- [RECORDED DATA]:
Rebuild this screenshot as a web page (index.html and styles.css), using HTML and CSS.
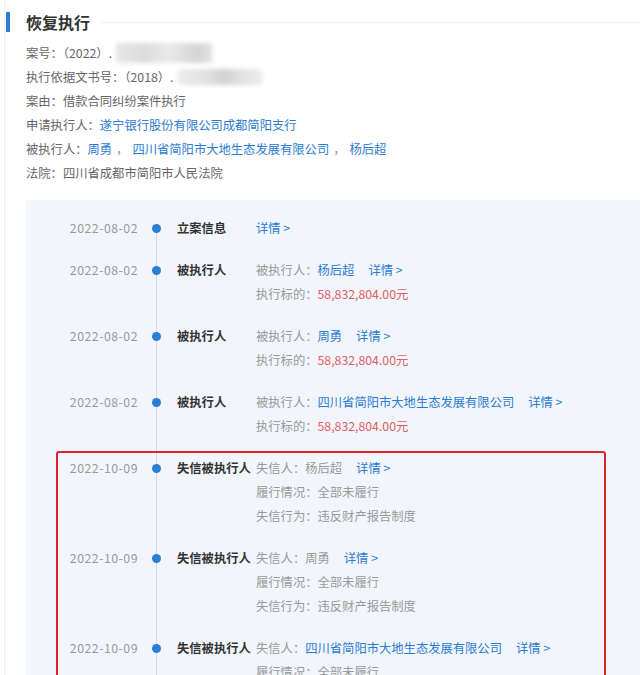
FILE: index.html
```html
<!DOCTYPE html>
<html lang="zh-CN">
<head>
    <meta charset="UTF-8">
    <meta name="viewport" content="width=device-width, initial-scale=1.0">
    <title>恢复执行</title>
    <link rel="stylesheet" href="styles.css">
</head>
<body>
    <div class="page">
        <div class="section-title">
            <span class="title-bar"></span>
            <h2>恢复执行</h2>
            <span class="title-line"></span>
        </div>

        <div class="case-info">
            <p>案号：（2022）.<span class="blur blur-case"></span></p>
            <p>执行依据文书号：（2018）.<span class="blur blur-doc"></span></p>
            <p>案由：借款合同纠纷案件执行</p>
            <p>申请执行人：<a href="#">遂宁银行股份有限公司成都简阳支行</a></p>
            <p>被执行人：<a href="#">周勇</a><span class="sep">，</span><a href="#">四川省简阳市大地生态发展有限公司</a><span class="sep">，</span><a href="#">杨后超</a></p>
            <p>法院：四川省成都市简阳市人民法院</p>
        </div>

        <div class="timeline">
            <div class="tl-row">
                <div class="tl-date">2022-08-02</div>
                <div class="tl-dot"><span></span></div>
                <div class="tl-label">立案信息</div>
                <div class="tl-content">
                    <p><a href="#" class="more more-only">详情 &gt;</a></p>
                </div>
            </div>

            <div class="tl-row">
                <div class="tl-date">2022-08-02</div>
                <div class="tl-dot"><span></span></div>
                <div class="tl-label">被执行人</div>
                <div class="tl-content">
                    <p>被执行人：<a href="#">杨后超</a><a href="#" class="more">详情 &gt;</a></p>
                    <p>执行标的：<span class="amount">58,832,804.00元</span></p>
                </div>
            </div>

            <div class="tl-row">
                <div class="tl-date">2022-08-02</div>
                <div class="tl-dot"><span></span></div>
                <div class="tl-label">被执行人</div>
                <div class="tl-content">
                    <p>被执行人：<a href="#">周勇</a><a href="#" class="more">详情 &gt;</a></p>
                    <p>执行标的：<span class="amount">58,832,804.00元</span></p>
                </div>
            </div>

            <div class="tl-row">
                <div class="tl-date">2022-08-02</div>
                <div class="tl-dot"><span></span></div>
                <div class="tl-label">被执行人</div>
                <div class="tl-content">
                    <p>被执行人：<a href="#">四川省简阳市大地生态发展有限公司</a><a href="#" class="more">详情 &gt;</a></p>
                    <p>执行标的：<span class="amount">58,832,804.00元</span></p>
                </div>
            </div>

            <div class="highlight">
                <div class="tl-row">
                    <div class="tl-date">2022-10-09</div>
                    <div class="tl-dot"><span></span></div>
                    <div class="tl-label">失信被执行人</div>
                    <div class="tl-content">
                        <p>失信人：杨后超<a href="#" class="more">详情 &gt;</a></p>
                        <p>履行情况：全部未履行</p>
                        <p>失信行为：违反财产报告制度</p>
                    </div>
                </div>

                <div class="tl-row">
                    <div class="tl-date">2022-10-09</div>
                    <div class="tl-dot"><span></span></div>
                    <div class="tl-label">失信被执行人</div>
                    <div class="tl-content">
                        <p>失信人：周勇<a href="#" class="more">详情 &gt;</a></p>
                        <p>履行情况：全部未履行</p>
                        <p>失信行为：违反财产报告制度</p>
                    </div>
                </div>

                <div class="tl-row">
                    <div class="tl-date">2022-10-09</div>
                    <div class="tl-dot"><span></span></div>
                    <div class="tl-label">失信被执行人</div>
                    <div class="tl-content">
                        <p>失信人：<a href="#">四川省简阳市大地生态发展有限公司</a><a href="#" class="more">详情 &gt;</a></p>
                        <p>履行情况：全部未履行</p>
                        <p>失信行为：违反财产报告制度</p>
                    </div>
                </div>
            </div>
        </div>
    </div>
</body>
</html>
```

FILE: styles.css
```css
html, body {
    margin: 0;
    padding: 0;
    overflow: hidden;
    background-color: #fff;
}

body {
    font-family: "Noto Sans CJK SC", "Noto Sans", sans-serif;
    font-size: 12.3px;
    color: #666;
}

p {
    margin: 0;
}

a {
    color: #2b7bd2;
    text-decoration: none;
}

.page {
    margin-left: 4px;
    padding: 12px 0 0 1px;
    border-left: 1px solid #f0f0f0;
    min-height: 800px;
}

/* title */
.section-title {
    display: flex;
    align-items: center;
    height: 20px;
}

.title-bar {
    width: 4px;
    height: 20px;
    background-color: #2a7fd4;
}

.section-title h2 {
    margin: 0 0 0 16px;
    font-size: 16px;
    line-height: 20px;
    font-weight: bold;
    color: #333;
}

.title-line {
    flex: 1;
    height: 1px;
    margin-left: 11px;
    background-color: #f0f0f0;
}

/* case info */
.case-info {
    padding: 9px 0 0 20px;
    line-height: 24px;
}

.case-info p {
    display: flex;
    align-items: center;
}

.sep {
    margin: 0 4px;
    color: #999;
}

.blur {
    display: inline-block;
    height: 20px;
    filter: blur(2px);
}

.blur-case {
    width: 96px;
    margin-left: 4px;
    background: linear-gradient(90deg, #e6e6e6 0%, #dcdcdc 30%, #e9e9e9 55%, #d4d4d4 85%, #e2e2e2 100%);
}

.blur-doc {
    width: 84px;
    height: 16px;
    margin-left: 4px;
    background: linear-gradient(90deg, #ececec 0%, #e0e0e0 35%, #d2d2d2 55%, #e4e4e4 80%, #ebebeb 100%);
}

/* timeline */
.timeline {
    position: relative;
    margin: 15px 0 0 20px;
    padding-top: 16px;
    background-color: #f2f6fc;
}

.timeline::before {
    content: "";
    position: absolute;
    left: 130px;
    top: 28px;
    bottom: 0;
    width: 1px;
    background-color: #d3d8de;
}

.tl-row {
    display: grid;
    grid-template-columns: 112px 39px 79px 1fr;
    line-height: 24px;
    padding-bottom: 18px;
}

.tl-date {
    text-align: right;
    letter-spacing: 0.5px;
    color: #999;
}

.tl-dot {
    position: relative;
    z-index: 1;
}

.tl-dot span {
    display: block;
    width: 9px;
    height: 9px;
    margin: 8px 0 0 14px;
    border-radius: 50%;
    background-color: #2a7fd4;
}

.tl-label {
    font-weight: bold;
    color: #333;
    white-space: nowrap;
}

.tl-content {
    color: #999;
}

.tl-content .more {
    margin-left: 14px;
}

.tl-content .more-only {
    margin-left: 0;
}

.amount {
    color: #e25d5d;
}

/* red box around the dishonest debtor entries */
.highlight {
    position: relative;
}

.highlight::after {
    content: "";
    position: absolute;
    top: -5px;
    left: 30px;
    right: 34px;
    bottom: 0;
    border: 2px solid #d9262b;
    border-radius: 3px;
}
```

---

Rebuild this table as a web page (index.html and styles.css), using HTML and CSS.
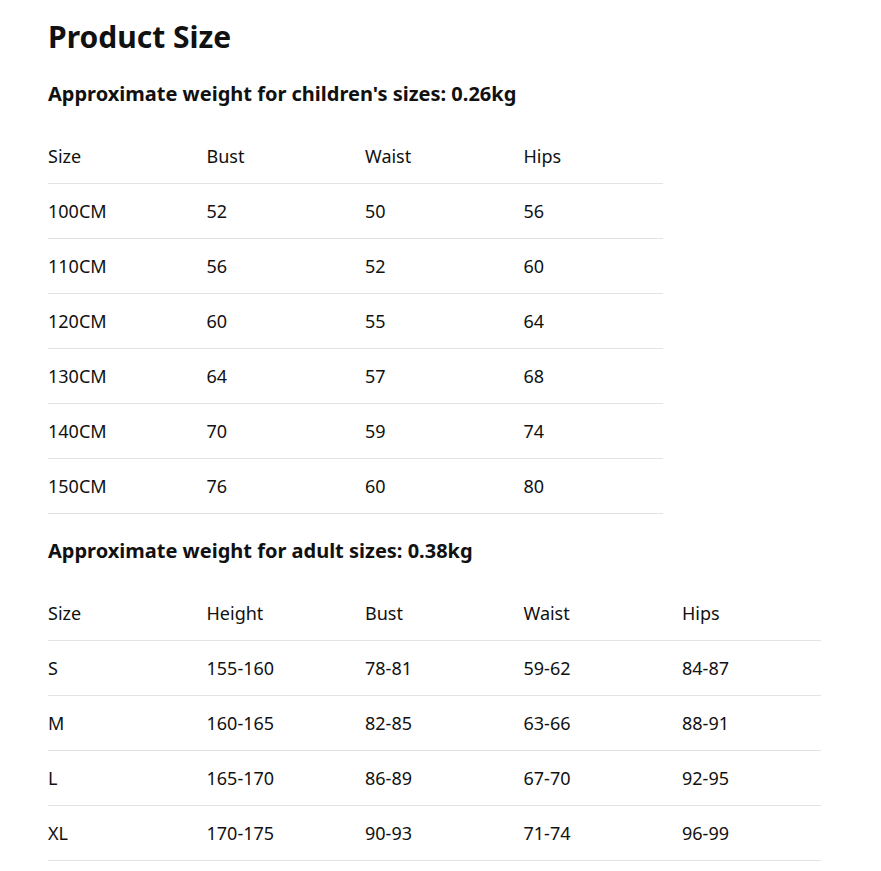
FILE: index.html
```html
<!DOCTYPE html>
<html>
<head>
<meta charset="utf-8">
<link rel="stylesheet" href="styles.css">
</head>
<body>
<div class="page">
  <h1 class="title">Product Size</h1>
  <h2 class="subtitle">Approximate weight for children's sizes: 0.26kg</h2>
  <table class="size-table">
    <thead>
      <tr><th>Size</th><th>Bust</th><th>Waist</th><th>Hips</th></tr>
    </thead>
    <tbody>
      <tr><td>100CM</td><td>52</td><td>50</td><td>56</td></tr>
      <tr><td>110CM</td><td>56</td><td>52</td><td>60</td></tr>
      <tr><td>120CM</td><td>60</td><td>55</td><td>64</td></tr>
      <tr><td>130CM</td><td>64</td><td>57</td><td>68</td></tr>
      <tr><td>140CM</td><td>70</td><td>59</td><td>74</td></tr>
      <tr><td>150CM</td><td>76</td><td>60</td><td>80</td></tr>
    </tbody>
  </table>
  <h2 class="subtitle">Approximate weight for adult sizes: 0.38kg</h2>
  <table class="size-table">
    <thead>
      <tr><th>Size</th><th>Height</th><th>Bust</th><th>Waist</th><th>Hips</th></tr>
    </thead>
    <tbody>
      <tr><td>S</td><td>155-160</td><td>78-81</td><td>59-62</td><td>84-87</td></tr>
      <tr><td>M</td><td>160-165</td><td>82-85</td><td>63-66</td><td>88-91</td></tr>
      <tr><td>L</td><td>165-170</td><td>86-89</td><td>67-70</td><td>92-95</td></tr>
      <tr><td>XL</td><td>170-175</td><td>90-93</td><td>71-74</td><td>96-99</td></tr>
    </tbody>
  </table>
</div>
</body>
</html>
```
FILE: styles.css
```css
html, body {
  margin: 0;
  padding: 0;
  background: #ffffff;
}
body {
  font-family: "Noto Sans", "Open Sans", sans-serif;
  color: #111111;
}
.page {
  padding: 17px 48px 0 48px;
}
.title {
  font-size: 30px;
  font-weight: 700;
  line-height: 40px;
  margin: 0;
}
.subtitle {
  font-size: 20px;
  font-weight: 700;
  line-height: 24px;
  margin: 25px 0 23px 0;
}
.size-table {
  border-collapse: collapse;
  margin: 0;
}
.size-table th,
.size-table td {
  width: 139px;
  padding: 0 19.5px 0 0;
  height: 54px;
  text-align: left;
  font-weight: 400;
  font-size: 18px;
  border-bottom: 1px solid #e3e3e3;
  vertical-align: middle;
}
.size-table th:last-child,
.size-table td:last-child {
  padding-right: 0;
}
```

- [WORK TO DO]: Scan the lines for the string "index". Pick out every line that has it.

- [EXERCISE SOLUTION]:
Rebuild this screenshot as a web page (index.html and styles.css), using HTML and CSS.
FILE: index.html
    z-index: 1;
Rebuild this table as a web page (index.html and styles.css), using HTML and CSS.
FILE: index.html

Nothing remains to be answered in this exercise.